• _INPUT FOR THIS TASK_
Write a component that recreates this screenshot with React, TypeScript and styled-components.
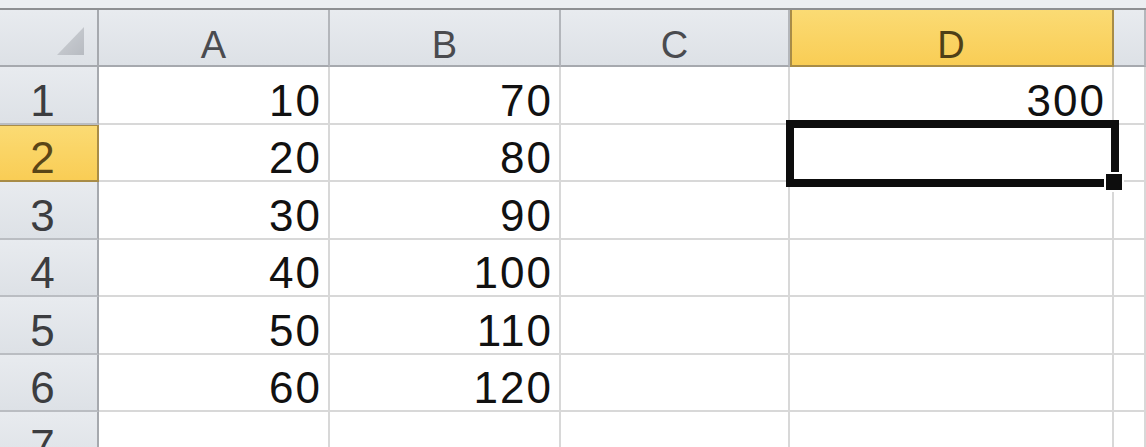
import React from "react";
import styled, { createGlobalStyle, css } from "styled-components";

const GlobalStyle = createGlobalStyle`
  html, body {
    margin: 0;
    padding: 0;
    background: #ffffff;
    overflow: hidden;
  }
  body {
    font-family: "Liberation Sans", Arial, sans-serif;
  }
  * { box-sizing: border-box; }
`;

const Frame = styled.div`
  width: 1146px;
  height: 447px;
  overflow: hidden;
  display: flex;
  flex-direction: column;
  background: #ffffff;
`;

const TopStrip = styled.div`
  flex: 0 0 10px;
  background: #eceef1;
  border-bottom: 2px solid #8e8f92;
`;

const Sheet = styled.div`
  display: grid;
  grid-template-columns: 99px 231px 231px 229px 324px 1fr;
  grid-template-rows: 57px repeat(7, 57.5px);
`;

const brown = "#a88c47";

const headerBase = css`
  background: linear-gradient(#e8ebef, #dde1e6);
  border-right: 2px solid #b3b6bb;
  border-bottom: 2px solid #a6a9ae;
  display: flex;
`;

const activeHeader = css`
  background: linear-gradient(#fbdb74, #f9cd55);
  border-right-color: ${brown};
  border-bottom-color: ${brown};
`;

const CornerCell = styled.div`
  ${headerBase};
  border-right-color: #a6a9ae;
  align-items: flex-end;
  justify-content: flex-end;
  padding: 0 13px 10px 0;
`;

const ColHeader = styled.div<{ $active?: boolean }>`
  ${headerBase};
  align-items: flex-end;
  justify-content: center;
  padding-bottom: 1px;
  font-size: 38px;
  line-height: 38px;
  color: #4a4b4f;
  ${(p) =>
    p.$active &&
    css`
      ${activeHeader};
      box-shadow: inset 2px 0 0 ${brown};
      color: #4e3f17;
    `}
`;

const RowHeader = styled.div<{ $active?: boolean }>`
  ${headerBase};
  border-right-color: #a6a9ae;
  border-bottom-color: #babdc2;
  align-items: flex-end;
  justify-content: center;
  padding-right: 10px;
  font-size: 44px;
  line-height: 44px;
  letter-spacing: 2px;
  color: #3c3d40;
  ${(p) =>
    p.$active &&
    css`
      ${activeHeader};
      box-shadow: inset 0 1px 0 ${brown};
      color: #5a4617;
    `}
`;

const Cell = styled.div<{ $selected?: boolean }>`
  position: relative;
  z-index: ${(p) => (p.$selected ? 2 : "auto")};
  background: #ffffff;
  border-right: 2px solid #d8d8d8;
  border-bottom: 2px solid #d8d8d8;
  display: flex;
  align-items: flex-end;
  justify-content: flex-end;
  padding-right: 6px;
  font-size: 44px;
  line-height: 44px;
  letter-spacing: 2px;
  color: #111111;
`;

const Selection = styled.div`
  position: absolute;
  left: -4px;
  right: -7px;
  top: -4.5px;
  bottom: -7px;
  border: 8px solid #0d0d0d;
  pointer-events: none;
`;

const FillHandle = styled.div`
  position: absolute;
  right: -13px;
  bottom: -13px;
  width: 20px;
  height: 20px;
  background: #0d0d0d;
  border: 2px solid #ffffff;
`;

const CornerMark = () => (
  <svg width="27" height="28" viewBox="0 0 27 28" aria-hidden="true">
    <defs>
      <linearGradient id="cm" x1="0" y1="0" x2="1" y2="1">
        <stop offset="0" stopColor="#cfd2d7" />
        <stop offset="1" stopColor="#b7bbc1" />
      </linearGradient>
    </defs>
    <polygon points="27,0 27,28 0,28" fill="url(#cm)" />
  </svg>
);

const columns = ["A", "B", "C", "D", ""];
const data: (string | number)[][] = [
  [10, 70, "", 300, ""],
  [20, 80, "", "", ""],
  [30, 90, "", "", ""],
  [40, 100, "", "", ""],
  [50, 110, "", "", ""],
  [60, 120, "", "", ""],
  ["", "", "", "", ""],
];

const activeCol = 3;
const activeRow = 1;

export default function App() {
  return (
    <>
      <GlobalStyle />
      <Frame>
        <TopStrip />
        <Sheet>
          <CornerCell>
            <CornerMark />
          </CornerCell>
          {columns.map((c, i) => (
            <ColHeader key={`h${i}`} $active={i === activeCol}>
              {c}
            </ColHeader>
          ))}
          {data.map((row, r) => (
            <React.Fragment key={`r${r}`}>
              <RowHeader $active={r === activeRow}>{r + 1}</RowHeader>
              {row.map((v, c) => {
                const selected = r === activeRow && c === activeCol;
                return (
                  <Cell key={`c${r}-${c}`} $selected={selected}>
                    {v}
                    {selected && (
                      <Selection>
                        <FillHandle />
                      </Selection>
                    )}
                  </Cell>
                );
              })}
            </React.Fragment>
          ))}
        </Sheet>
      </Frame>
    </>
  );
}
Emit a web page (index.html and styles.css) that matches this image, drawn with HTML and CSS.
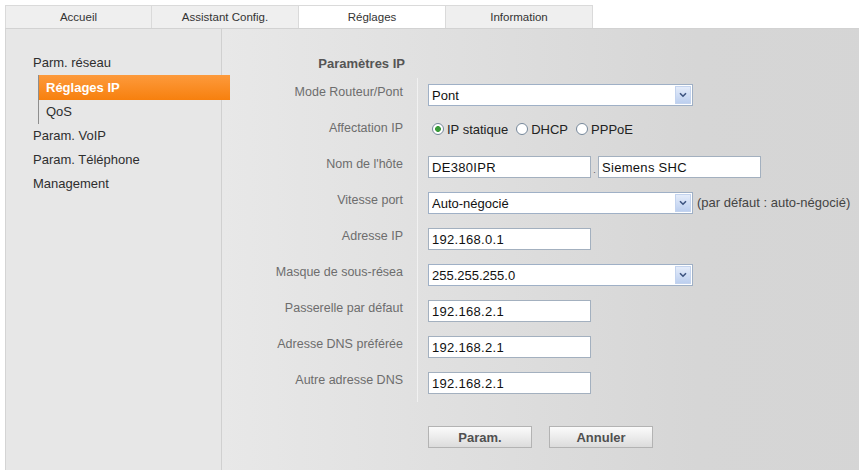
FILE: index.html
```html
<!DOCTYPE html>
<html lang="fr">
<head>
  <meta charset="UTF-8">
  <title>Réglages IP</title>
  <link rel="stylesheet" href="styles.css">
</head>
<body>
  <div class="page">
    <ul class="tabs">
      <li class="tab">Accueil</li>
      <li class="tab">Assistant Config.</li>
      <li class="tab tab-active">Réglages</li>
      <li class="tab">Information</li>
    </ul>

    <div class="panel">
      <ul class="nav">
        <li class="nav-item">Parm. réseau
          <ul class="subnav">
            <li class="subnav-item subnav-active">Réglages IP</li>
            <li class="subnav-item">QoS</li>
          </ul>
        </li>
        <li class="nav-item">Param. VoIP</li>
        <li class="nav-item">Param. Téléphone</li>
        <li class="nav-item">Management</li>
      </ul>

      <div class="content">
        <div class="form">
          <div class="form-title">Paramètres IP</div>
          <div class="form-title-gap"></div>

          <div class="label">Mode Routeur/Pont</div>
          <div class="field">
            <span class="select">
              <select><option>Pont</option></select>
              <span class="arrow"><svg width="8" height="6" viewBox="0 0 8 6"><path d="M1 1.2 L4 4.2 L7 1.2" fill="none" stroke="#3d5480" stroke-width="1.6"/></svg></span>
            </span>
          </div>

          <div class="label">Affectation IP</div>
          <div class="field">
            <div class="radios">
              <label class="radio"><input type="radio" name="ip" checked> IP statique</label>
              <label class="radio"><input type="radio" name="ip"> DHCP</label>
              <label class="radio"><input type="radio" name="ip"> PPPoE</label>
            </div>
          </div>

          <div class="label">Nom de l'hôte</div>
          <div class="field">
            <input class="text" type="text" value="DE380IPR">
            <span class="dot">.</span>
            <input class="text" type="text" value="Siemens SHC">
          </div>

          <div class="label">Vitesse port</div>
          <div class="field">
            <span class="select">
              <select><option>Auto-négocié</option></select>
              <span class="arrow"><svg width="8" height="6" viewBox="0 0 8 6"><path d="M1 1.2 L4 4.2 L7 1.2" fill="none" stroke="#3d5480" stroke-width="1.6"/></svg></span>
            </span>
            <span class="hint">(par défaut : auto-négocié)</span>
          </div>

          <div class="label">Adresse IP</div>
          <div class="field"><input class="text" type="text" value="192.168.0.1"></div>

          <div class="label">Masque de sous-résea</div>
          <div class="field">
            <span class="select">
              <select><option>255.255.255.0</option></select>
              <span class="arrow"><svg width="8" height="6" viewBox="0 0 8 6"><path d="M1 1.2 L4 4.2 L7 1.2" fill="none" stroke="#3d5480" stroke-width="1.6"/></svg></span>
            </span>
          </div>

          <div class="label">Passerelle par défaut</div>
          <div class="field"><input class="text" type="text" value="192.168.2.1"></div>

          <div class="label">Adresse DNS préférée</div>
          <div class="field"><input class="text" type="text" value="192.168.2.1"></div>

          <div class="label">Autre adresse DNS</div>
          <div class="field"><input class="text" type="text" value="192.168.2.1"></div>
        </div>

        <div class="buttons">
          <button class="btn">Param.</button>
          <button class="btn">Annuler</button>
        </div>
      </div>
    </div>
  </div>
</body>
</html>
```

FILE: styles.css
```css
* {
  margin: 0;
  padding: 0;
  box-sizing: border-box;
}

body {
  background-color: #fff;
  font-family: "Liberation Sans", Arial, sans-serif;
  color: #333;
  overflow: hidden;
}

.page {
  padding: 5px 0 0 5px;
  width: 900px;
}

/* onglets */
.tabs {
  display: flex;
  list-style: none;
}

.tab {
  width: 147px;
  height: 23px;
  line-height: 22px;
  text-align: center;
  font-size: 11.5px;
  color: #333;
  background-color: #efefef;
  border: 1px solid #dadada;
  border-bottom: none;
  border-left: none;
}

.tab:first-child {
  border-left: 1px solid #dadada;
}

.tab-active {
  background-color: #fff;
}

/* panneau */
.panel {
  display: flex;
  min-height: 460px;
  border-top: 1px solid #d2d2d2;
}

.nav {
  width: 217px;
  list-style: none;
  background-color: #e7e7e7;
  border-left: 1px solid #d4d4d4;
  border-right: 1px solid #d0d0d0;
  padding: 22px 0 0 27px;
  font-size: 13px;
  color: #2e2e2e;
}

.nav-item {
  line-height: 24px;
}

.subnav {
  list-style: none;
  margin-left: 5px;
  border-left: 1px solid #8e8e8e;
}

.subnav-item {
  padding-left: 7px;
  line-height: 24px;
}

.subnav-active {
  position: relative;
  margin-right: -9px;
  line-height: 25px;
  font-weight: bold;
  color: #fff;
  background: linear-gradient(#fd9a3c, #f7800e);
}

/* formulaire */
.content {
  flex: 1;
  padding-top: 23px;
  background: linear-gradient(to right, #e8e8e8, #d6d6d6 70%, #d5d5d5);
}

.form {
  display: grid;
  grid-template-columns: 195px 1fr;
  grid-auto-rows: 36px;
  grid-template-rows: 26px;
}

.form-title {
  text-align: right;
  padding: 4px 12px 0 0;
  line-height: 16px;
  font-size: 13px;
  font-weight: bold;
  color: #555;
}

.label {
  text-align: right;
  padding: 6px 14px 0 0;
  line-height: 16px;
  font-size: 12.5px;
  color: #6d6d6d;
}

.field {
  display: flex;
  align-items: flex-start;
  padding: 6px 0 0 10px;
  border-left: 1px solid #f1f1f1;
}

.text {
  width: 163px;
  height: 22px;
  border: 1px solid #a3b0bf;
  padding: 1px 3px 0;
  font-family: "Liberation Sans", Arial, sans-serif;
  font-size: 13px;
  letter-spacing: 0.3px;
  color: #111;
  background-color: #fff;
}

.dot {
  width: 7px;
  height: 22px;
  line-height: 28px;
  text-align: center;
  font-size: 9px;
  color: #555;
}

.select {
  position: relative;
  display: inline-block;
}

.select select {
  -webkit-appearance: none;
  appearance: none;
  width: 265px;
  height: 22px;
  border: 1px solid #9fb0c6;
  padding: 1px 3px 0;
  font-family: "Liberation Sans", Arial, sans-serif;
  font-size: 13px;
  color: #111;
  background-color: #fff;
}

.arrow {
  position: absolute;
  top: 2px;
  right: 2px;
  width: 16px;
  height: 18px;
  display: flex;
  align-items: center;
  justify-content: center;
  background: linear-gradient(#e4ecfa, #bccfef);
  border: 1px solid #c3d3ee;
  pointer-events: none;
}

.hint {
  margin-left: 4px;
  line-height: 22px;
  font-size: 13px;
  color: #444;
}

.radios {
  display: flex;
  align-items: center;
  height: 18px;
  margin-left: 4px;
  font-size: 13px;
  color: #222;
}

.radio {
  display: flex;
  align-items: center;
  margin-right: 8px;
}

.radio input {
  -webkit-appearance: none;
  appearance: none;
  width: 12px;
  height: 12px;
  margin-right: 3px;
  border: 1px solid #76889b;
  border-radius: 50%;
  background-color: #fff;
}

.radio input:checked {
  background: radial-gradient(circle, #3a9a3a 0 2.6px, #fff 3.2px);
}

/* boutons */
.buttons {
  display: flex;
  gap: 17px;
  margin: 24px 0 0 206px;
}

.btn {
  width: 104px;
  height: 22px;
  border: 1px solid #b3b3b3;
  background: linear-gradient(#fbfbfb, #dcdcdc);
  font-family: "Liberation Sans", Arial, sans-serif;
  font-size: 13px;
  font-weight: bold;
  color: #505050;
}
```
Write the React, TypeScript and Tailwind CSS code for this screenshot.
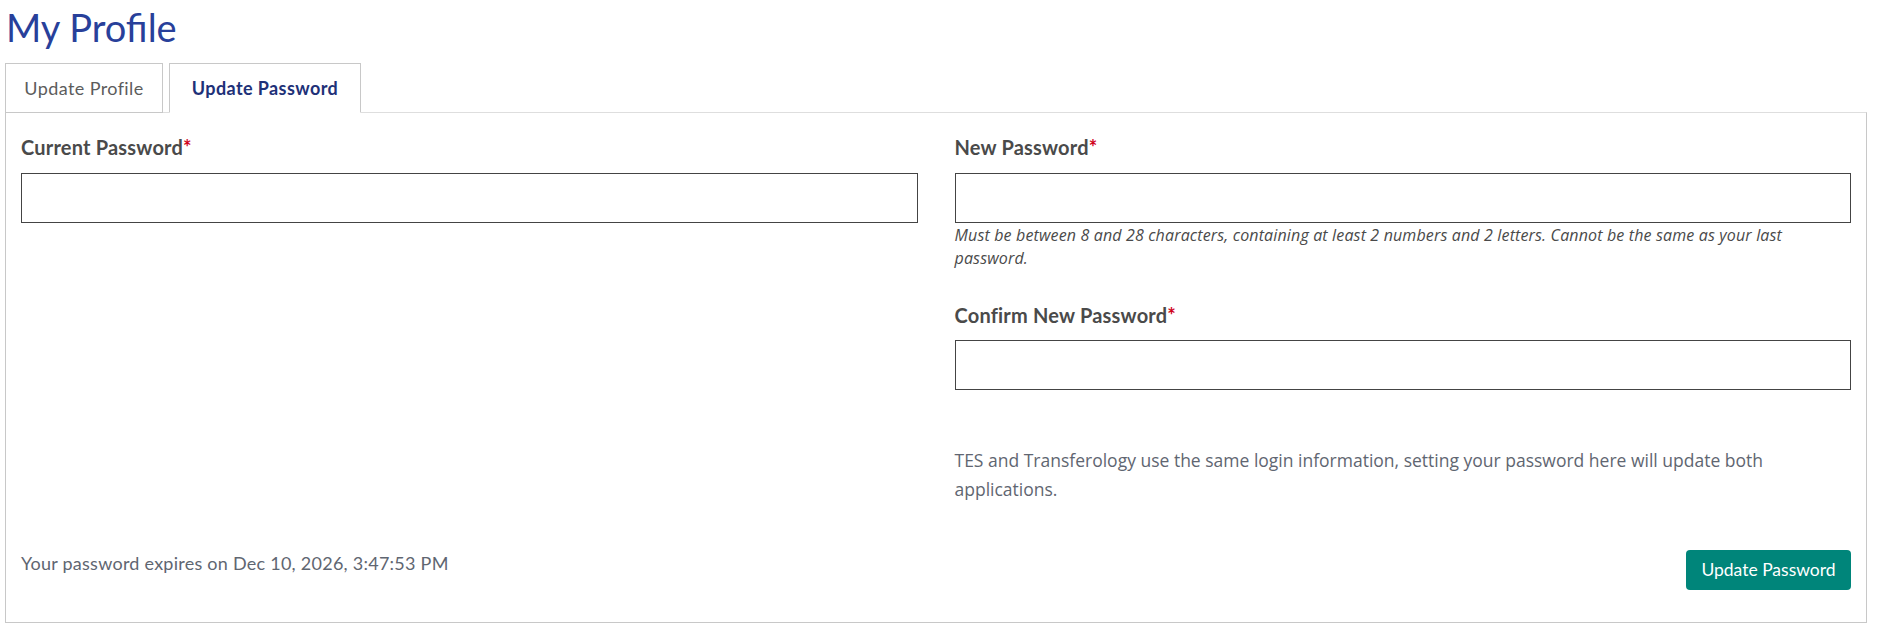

• _WHAT IS BEING ASKED_
Identify every line above that includes the word "styled", and show those lines.

• _COMPLETE ANSWER_
Write a component that recreates this screenshot with React, TypeScript and styled-components.
import styled, { createGlobalStyle, css } from "styled-components";
const Frame = styled.div`
const TopStrip = styled.div`
const Sheet = styled.div`
const CornerCell = styled.div`
const ColHeader = styled.div<{ $active?: boolean }>`
const RowHeader = styled.div<{ $active?: boolean }>`
const Cell = styled.div<{ $selected?: boolean }>`
const Selection = styled.div`
const FillHandle = styled.div`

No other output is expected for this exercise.